China comes calling in debts of developing nations
Developing nations, including those in the Pacific, will pay China $A34 billion this year as Beijing comes calling for repayments on project funding.
China is now "the world's largest single destination for developing country debt payments" and outstripping the whole of the West, says a new report shows from Australian think tank The Lowy Institute.
Under its Belt and Road Initiative, China has rapidly increased investments in infrastructure since 2013, partnering with dozens of nations primarily in the developed world.
In more recent years Beijing has changed tack, providing a heavier portion of grants - which do not need to be repaid - into its mix of development assistance.
However, with standard lending terms including the delay of payments for several years before a maturation of loans at 15-20 years, it appears crunch time has arrived for repayments.
"China's earlier lending boom, combined with the structure of its loans, made a surge in debt servicing costs inevitable," report author Riley Duke said.
"Because China's Belt and Road lending spree peaked in the mid-2010s, those grace periods began expiring in the early 2020s. It was always likely to be a crunch period for developing country repayments to China."
Mr Duke says some of the world's poorest people are likely to bear the brunt.
"The high debt burden facing developing countries will hamper poverty reduction and slow development progress while stoking economic and political instability risks," he said.
The analysis is incomplete, given data is only available for 54 of 120 developing countries and China does not routinely disclose funding.
Mr Duke says this means his figure of $US22 billion ($A34 billion) to be repaid in 2025 to China and its many state-controlled lending arms is likely an understatement.
It is also unclear whether China would defer debt repayments as it did during the COVID-19 pandemic, when it joined with G20 nations to provide relief.
That move was helpful at the time, according to Mr Duke, but the effect was to mount costs into a heightening of the current repayment spike.
Several countries across the Pacific, which have benefited from Chinese investment in infrastructure, are likely to be among the countries affected.
The report comes ahead of a significant summit between China and the Pacific in Xiamen, beginning on Wednesday when Foreign Minister Wang Yi hosts representatives of 11 nations.
Kiribati Prime Minister Taneti Maamau and Niue Premier Dalton Tagelagi will join with the foreign ministers of Tonga, Nauru, Micronesia, Solomon Islands, Vanuatu, Papua New Guinea and Cook Islands, and representatives from Fiji and Samoa for the two-day meeting.

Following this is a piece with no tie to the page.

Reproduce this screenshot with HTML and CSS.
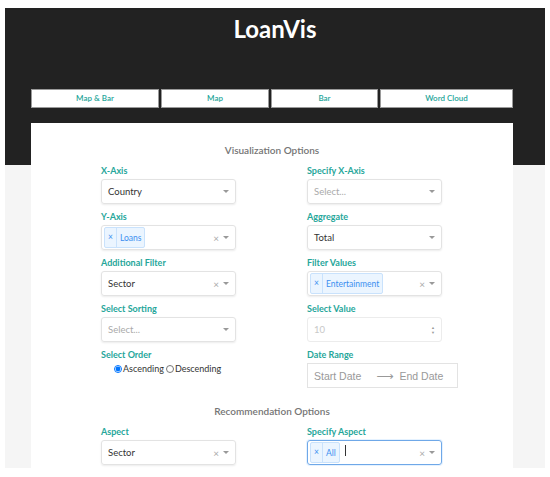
FILE: index.html
```html
<!DOCTYPE html>
<html lang="en">
<head>
    <meta charset="UTF-8">
    <title>LoanVis</title>
    <link rel="stylesheet" href="styles.css">
</head>
<body>
    <div class="page">
        <header class="top">
            <h1>LoanVis</h1>
            <nav class="tabs">
                <a class="tab tab-1">Map &amp; Bar</a>
                <a class="tab tab-2">Map</a>
                <a class="tab tab-3">Bar</a>
                <a class="tab tab-4">Word Cloud</a>
            </nav>
        </header>

        <section class="card">
            <h2>Visualization Options</h2>
            <div class="grid">
                <div class="field">
                    <label>X-Axis</label>
                    <div class="select">
                        <span class="value">Country</span>
                        <span class="arrow"></span>
                    </div>
                </div>
                <div class="field">
                    <label>Specify X-Axis</label>
                    <div class="select">
                        <span class="value placeholder">Select...</span>
                        <span class="arrow"></span>
                    </div>
                </div>

                <div class="field">
                    <label>Y-Axis</label>
                    <div class="select">
                        <span class="chip"><span class="chip-x">×</span><span class="chip-label">Loans</span></span>
                        <span class="clear">×</span>
                        <span class="arrow"></span>
                    </div>
                </div>
                <div class="field">
                    <label>Aggregate</label>
                    <div class="select">
                        <span class="value">Total</span>
                        <span class="arrow"></span>
                    </div>
                </div>

                <div class="field">
                    <label>Additional Filter</label>
                    <div class="select">
                        <span class="value">Sector</span>
                        <span class="clear">×</span>
                        <span class="arrow"></span>
                    </div>
                </div>
                <div class="field">
                    <label>Filter Values</label>
                    <div class="select">
                        <span class="chip"><span class="chip-x">×</span><span class="chip-label">Entertainment</span></span>
                        <span class="clear">×</span>
                        <span class="arrow"></span>
                    </div>
                </div>

                <div class="field">
                    <label>Select Sorting</label>
                    <div class="select">
                        <span class="value placeholder">Select...</span>
                        <span class="arrow"></span>
                    </div>
                </div>
                <div class="field">
                    <label>Select Value</label>
                    <div class="select number">
                        <span class="value disabled">10</span>
                        <span class="spin"><span>▲</span><span>▼</span></span>
                    </div>
                </div>

                <div class="field">
                    <label>Select Order</label>
                    <div class="radios">
                        <label class="radio"><input type="radio" name="order" checked> Ascending</label>
                        <label class="radio"><input type="radio" name="order"> Descending</label>
                    </div>
                </div>
                <div class="field">
                    <label>Date Range</label>
                    <div class="dates">
                        <span>Start Date</span>
                        <span class="to">⟶</span>
                        <span>End Date</span>
                    </div>
                </div>
            </div>

            <h2 class="second">Recommendation Options</h2>
            <div class="grid">
                <div class="field">
                    <label>Aspect</label>
                    <div class="select">
                        <span class="value">Sector</span>
                        <span class="clear">×</span>
                        <span class="arrow"></span>
                    </div>
                </div>
                <div class="field">
                    <label>Specify Aspect</label>
                    <div class="select focused">
                        <span class="chip"><span class="chip-x">×</span><span class="chip-label">All</span></span>
                        <span class="caret"></span>
                        <span class="clear">×</span>
                        <span class="arrow"></span>
                    </div>
                </div>
            </div>
        </section>
    </div>
</body>
</html>
```

FILE: styles.css
```css
* {
    margin: 0;
    padding: 0;
    box-sizing: border-box;
}

body {
    background: #fff;
    font-family: 'Lato', 'Liberation Sans', sans-serif;
    padding: 8px 5px 0 5px;
}

.page {
    background: #f5f5f5;
    height: 460px;
    overflow: hidden;
}

.top {
    background: #222;
    height: 157px;
    padding-top: 6px;
}

.top h1 {
    color: #fff;
    text-align: center;
    font-size: 24px;
    font-weight: 700;
    line-height: 30px;
}

.tabs {
    display: flex;
    gap: 2px;
    margin: 45px 0 0 26px;
    width: 482px;
}

.tab {
    background: #fff;
    border: 1px solid #9a9a9a;
    color: #26a69a;
    font-size: 8px;
    font-weight: 600;
    height: 19px;
    line-height: 17px;
    text-align: center;
}

.tab-1 { width: 128px; }
.tab-2 { width: 108px; }
.tab-3 { width: 107px; }
.tab-4 { width: 133px; }

.card {
    background: #fff;
    margin: -42px 0 0 26px;
    width: 482px;
    height: 400px;
    padding-top: 20px;
}

.card h2 {
    text-align: center;
    color: #757575;
    font-size: 10px;
    font-weight: 600;
    line-height: 14px;
    margin-bottom: 8px;
}

.card h2.second {
    margin-top: 9px;
    margin-bottom: 8px;
}

.grid {
    display: grid;
    grid-template-columns: 206px 206px;
    padding-left: 70px;
}

.field {
    height: 46px;
}

.field > label {
    display: block;
    color: #26a69a;
    font-size: 9px;
    font-weight: 700;
    line-height: 12px;
    margin-bottom: 2px;
}

.select {
    width: 135px;
    height: 25px;
    border: 1px solid #e3e3e3;
    border-radius: 3px;
    box-shadow: 0 1px 2px rgba(0, 0, 0, 0.08);
    display: flex;
    align-items: center;
    padding: 0 6px 0 6px;
    font-size: 9.5px;
    color: #333;
}

.select.focused {
    border-color: #6fa8e8;
    box-shadow: 0 0 0 1px rgba(0, 126, 255, 0.1);
}

.value {
    flex: 1;
}

.placeholder {
    color: #aaa;
}

.disabled {
    color: #c8c8c8;
}

.select.number {
    border-color: #ececec;
    box-shadow: none;
}

.spin {
    display: flex;
    flex-direction: column;
    font-size: 4px;
    line-height: 5px;
    color: #999;
}

.arrow {
    width: 0;
    height: 0;
    border-left: 3px solid transparent;
    border-right: 3px solid transparent;
    border-top: 3px solid #999;
    margin-left: 4px;
}

.clear {
    color: #aaa;
    font-size: 10px;
    line-height: 10px;
    margin-left: auto;
}

.chip {
    display: flex;
    align-items: center;
    height: 21px;
    background: #ebf5ff;
    border: 1px solid #c9e2fc;
    border-radius: 2px;
    color: #3b8ff0;
    font-size: 8.5px;
    margin-left: -4px;
}

.chip-x {
    padding: 0 3px 0 3px;
    border-right: 1px solid #c9e2fc;
    line-height: 19px;
}

.chip-label {
    padding: 0 3px 0 3px;
}

.caret {
    width: 1px;
    height: 11px;
    background: #333;
    margin: -4px 0 0 5px;
    align-self: center;
}

.radios {
    display: flex;
    gap: 2px;
    padding-left: 13px;
    margin-top: 1px;
}

.radio {
    display: flex;
    align-items: center;
    gap: 1px;
    font-size: 9px;
    color: #333;
}

.radio input {
    width: 8px;
    height: 8px;
    margin: 0;
}

.dates {
    width: 151px;
    height: 25px;
    border: 1px solid #e3e3e3;
    display: flex;
    align-items: center;
    padding-left: 6px;
    font-family: 'Liberation Sans', Arial, sans-serif;
    font-size: 10.5px;
    color: #999;
}

.dates .to {
    font-family: 'DejaVu Sans', sans-serif;
    margin: 0 6px 0 15px;
    font-size: 12px;
}
```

"There will be an in-depth exchange of views on interactions and cooperation between China and Pacific island countries (PICs) in all aspects and international and regional issues of mutual interest," China foreign ministry spokesperson Mao Ning said.
"China highly values its ties with PICs and hopes that this meeting will help drive the implementation of the important common understandings reached between leaders of the two sides, enhance solidarity and coordination, unite efforts for development and prosperity, and galvanize an even closer community with a shared future."
The 11 nations attending the summit make up the entire Pacific Islands Forum membership, excepting the three countries with diplomatic ties to Taiwan, the two France-aligned nations, Australia and New Zealand.